Task brief: Please, without the pictures, retype exactly the lines from the start of the material through the line that holds "const UNIT = 27".

━━━━━━━━

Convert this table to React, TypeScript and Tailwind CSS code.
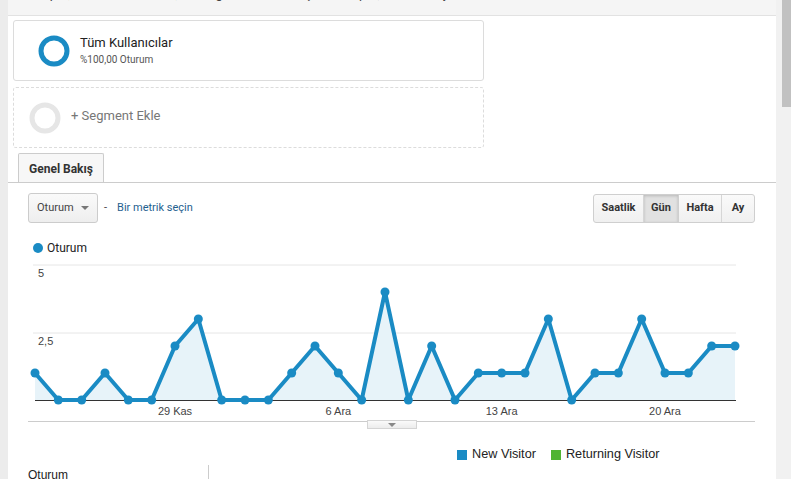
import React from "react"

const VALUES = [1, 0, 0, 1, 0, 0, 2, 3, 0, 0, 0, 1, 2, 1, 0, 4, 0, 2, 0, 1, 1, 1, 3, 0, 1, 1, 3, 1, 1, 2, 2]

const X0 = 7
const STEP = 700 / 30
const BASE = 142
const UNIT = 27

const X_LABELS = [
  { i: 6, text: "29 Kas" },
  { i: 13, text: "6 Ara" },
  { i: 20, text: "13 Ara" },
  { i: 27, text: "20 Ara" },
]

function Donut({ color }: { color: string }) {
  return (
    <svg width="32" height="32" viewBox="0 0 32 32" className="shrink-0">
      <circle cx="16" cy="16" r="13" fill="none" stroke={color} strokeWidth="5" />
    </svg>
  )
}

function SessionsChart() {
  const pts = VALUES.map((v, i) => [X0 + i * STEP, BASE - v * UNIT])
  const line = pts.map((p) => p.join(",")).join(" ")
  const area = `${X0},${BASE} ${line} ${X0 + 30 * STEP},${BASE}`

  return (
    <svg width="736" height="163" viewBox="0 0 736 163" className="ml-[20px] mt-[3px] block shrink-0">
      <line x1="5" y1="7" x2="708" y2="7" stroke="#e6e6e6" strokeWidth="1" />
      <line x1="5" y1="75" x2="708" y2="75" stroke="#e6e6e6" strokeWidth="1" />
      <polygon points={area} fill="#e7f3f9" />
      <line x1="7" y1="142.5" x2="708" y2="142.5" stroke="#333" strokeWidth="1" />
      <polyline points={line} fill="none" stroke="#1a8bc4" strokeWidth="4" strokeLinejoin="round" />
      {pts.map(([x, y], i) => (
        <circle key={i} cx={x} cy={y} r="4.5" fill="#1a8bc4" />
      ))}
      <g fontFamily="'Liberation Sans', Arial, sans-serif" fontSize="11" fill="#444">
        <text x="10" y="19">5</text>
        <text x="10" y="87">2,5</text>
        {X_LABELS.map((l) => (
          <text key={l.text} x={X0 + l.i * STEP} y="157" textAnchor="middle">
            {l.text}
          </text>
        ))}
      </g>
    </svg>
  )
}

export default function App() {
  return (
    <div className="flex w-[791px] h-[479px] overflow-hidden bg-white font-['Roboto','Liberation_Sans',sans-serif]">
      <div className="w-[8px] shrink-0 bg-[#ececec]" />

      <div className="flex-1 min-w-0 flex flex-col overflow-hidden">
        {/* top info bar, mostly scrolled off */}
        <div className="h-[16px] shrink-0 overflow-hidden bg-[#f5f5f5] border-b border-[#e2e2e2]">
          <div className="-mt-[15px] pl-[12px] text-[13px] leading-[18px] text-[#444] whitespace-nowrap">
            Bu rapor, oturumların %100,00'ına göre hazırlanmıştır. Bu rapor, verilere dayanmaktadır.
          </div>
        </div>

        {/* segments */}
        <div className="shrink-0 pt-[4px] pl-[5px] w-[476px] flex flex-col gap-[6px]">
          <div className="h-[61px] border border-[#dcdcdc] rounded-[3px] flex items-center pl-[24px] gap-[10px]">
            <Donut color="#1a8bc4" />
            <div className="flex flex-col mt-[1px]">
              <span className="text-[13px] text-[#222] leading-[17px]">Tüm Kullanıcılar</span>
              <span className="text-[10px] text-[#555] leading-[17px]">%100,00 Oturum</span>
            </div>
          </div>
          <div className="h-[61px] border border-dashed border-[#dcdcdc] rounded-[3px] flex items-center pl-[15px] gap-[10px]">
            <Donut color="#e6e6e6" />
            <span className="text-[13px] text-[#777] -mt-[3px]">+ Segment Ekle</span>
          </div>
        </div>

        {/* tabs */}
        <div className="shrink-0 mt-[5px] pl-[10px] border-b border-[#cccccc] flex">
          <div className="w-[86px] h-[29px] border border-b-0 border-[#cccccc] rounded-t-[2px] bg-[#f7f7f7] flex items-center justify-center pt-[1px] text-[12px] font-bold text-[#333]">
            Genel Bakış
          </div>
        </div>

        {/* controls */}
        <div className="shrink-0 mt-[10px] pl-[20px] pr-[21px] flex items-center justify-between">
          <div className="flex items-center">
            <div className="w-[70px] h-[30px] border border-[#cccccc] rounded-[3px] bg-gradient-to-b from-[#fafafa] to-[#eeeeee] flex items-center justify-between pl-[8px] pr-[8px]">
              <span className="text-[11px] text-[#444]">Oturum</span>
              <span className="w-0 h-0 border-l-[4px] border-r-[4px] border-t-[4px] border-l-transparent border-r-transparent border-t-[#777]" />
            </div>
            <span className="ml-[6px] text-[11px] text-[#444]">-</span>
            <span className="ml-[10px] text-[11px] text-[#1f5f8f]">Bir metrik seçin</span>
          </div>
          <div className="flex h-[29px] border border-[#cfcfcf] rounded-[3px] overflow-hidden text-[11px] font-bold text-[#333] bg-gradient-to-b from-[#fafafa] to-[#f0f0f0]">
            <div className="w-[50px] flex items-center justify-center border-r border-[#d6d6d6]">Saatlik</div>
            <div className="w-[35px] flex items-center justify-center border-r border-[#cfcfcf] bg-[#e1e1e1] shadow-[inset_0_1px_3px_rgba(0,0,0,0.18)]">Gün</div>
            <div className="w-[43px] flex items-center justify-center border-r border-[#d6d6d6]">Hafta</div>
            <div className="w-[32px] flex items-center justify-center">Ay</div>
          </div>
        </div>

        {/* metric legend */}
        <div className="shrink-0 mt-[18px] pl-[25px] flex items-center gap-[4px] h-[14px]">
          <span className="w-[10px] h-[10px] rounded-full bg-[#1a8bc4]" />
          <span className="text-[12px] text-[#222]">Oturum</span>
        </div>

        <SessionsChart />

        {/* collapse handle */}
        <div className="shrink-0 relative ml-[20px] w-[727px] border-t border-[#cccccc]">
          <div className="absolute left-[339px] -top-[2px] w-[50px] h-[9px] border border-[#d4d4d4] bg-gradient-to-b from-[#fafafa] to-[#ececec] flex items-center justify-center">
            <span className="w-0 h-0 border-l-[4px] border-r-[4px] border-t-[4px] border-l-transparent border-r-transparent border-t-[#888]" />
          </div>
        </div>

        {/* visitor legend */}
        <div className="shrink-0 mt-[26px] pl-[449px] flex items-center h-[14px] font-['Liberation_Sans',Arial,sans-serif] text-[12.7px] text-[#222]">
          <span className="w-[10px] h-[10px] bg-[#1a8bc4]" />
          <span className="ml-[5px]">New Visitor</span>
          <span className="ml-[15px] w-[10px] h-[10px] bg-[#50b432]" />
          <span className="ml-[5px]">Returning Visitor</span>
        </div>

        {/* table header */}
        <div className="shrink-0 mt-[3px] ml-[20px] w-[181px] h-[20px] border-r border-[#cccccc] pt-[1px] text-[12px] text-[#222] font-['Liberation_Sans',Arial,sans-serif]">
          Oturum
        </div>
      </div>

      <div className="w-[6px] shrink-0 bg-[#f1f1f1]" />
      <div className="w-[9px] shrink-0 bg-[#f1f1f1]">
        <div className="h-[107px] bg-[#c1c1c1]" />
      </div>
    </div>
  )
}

━━━━━━━━

Exercise result:
Convert this table to React, TypeScript and Tailwind CSS code.
import React from "react"

const VALUES = [1, 0, 0, 1, 0, 0, 2, 3, 0, 0, 0, 1, 2, 1, 0, 4, 0, 2, 0, 1, 1, 1, 3, 0, 1, 1, 3, 1, 1, 2, 2]

const X0 = 7
const STEP = 700 / 30
const BASE = 142
const UNIT = 27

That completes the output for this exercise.